W. Park Associates, Inc. v. Everest National Insurance

113 A.D.3d 38, 975 N.Y.2d 445

This text of 113 A.D.3d 38 (W. Park Associates, Inc. v. Everest National Insurance) is published on Counsel Stack Legal Research, covering Appellate Division of the Supreme Court of the State of New York primary law. Counsel Stack provides free access to over 12 million legal documents including statutes, case law, regulations, and constitutions.

Bluebook
W. Park Associates, Inc. v. Everest National Insurance, 113 A.D.3d 38, 975 N.Y.2d 445 (N.Y. Ct. App. 2013).

Opinion

OPINION OF THE COURT

Skelos, J.

This appeal and cross appeal involve an action by the corporate plaintiffs — general contractors and residential home builders — against the defendant insurance company, from which the plaintiffs purchased a commercial general liability policy, and the underwriter of the policy. The plaintiffs’ action is grounded, for the most part, on their claim that the defendants improperly charged a higher premium based upon the plaintiffs’ employment of uninsured subcontractors, despite the fact that the policy excluded coverage for liability arising from the work of such subcontractors. The principal issue presented on this appeal is whether this claim is barred by the filed rate doctrine. We answer that question in the affirmative.
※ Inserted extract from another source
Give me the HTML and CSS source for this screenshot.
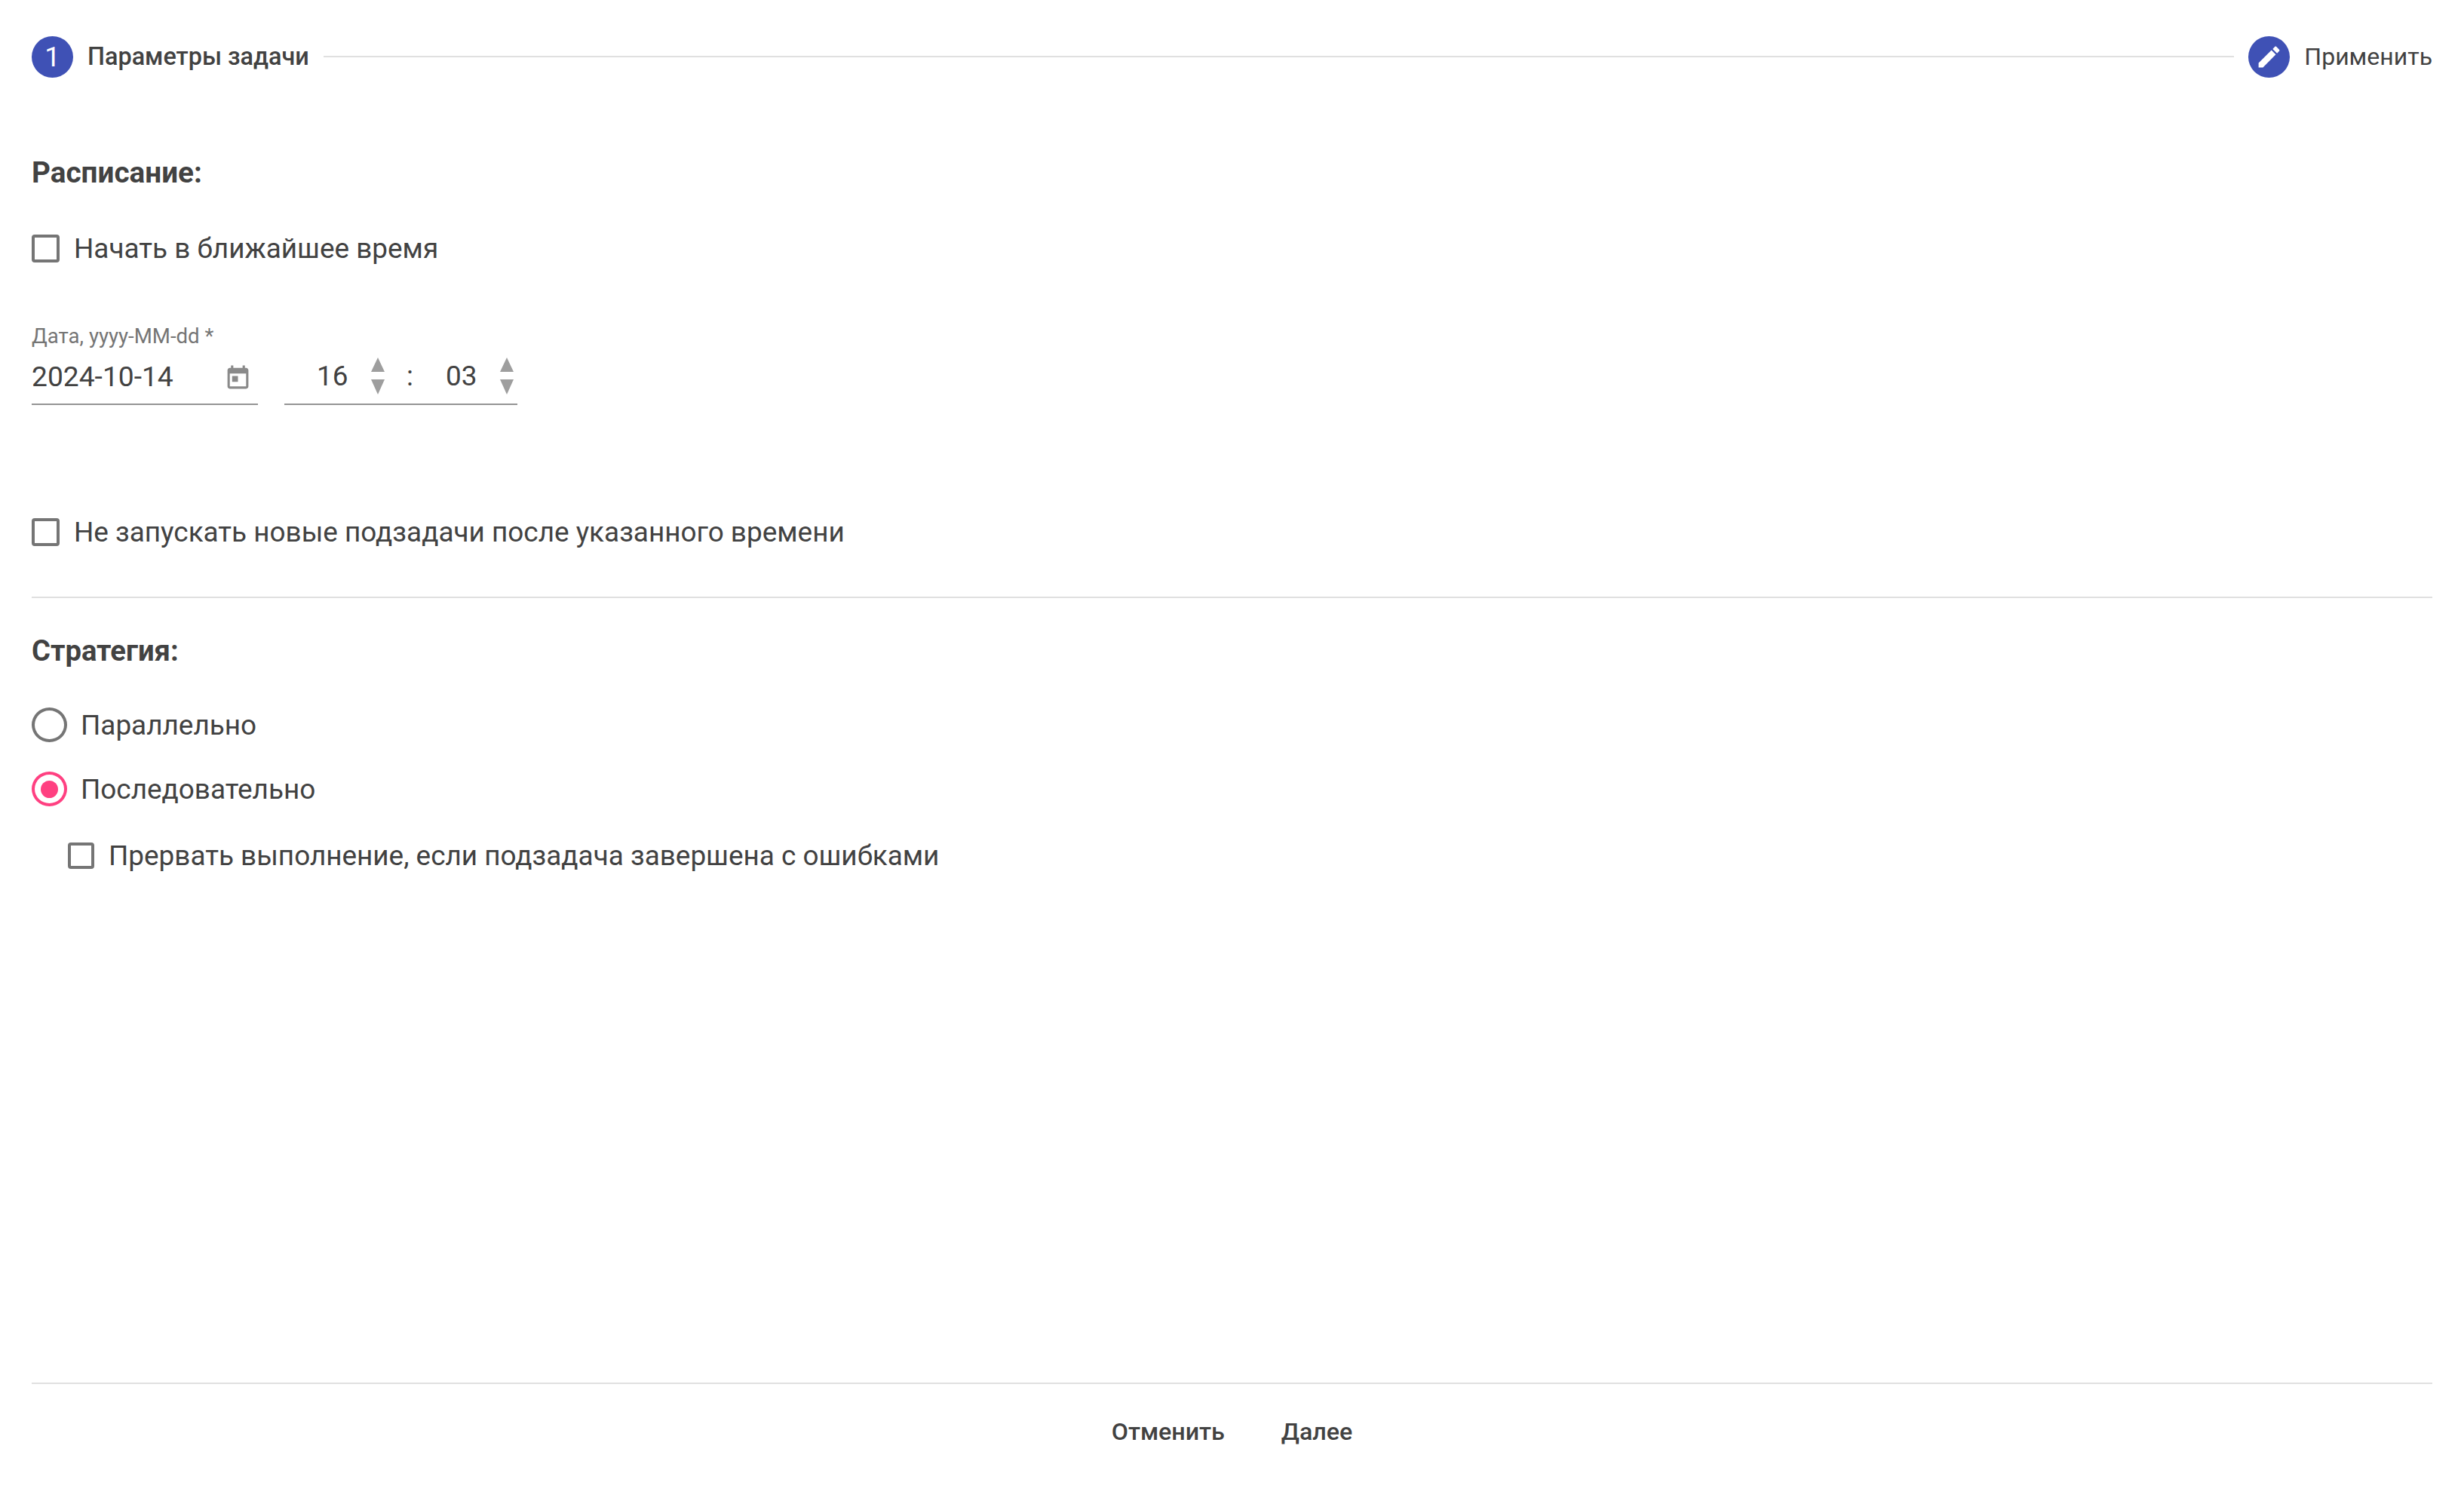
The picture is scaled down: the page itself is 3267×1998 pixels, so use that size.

In connection with a residential construction project, the affiliated plaintiffs purchased a commercial general liability insurance policy (hereinafter the policy) from the defendant Everest National Insurance Company (hereinafter Everest). The policy was underwritten by the defendant Inter-Reco, Inc. (hereinafter Inter-Reco), and was issued pursuant to a “program,” denominated the “Inter-Reco program,” which provides commercial general liability insurance to contractors.

The policy contained an endorsement, entitled “Independent Contractors,” by which the named insured agreed that independent contractors would have in force certificates of insurance from subcontractors, “providing evidence of like coverage” and containing “limits of liability ... at least equal to the limits of [the] policy.” The policy further contained an exclusion from [41]*41coverage (hereinafter the Exclusion), providing, in relevant part, that the policy did not apply to “ ‘bodily injury,’ ‘property damage’ or ‘personal and advertising injury’ ” arising out of work performed by subcontractors when (1) there was no “prior written and signed contract,” requiring the subcontractor “to indemnify and hold harmless the Named Insured”; or (2) when the named insured’s subcontractor “fails to have in force commercial general liability insurance including contractual liability coverage for the benefit of the . . . subcontractor ... as well as the Named Insured for indemnification and/or contribution claims.”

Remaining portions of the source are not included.